Anecdotally, the consultants do seem to be hearing from certain neighborhoods more than others right now, said Koch, but specific information won’t be available until all of the received comments are read, listened to, synthesized, and more, late in June. 

“My hope is that it means we can provide a better plan, on time,” said Lyle Solla-Yates, a member of the Charlottesville Planning Commission and a Cville Plans Together steering committee member, about the two-week extension. Solla-Yates joined the Planning Commission in 2018, not long after the city began its revision of the Comprehensive Plan — which Virginia cities and counties are required to do, by law, every five years — in 2017.

Cville Plans Together encourages all residents — that includes short- and long-term renters, folks without permanent shelter, homeowners, landowners, etc. — to share their thoughts, and in the following ways:

  1. Cville Plans Together website
    • Less intimidating than the full site is the six-page review packet.
  2. Comment via the survey (includes opportunities to read summaries or full documents)
  3. Comment via the interactive map
  4. Send an email to Engage@
  5. Call (833) 752-6428 (share a recorded message or schedule a time to speak with a Cville Plans Together team member)

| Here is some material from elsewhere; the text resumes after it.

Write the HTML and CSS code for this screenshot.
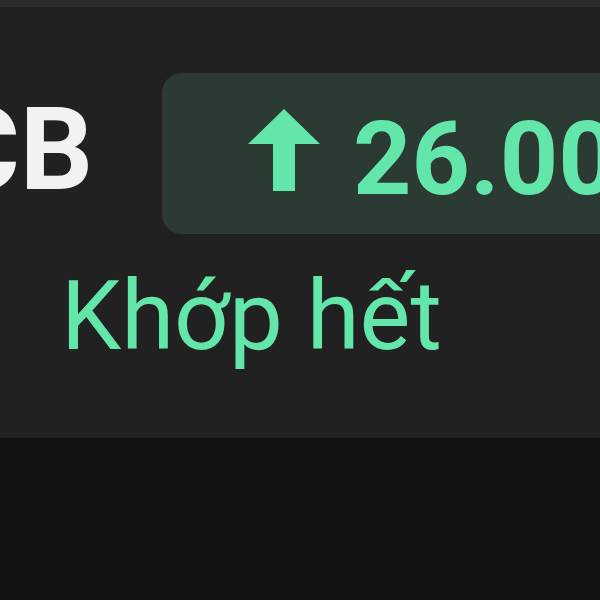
FILE: index.html
```html
<!DOCTYPE html>
<html lang="vi">
<head>
    <meta charset="UTF-8">
    <meta name="viewport" content="width=device-width, initial-scale=1.0">
    <title>Lệnh khớp</title>
    <link rel="stylesheet" href="styles.css">
</head>
<body>
    <div class="order-card">
        <div class="order-row">
            <span class="symbol">VCB</span>
            <div class="price-badge">
                <svg class="arrow-up" viewBox="0 0 72 82" width="72" height="82">
                    <path d="M36 0 L72 35 L47 35 L47 82 L25 82 L25 35 L0 35 Z" fill="#62e6aa"/>
                </svg>
                <span class="price">26.000</span>
            </div>
        </div>
        <div class="status">Khớp hết</div>
    </div>
</body>
</html>
```

FILE: styles.css
```css
body {
    margin: 0;
    background-color: #121212;
    font-family: Roboto, "Noto Sans", sans-serif;
    overflow: hidden;
    height: 600px;
}
.order-card {
    background-color: #212121;
    border-top: 7px solid #2b2b2b;
    height: 438px;
    box-sizing: border-box;
    overflow: hidden;
}
.order-row {
    display: flex;
    align-items: center;
    margin-top: 66px;
    height: 161px;
    white-space: nowrap;
}
.symbol {
    color: #f2f2f2;
    font-size: 115px;
    font-weight: 700;
    margin-left: -130px;
    margin-top: -8px;
}
.price-badge {
    display: flex;
    align-items: center;
    gap: 33px;
    margin-left: 69px;
    height: 161px;
    padding: 0 0 0 86px;
    background-color: #2c3a34;
    border-radius: 20px;
    flex-shrink: 0;
}
.arrow-up {
    display: block;
    margin-top: -8px;
}
.price {
    color: #62e6aa;
    font-size: 102px;
    font-weight: 700;
    margin-top: 10px;
}
.status {
    color: #62e6aa;
    font-size: 96px;
    margin-left: 61px;
    margin-top: 26px;
}
```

In addition to engaging folks through the above methods and through a number of community webinars throughout the spring, Cville Plans Together held a series of in-person pop-up events over four days in May. They set up large-scale posters of the draft land use map, handed out flyers, answered questions and encouraged folks to comment, or to learn more and then comment, at Riverview Park, the Downtown Mall, Reid’s Super-Save Market, the Saturday morning farmer’s market and North American Sake Brewery at IX Art Park, the Jefferson School City Center and the Church of the Incarnation. 

Cville Plans Together also posts recordings of its virtual meetings to its YouTube channel so that folks who could not attend the virtual sessions can get caught up and comment at a later date via one of the methods above. 

Koch said that the Cville Plans Together team has already begun reviewing the comments that have come in so far, and will continue to compile, synthesize and review comments all up until a June 29 public work session with the Charlottesville Planning Commission. During that meeting, Cville Plans Together will share with the Planning Commission “the major things we’ve heard” from all of the community engagement sessions and pathways, said Koch. The team will not be making specific recommendations as to which comments should or should not be prioritized or “accepted” at that time, she added, but the comments will be taken into consideration as Cville Plans Together revises the draft land use map over the summer.

Hundreds upon hundreds of people have called, emailed, posted comments on the interactive map and in the survey, spoken up in public sessions and signed in support of letters submitted by groups like the Charlottesville Low-Income Housing Coalition, said Koch. And that’s with two weeks to go and awareness of the entire Cville Plans process still on the rise.

Anyone can sign up to attend that session via Zoom, and the full agenda will be posted online closer to the date (Charlottesville Tomorrow will update this article with that information as soon as it’s available), and Koch wants the community to remember that this land use plan is still in draft form, that it is one step in a lengthy process.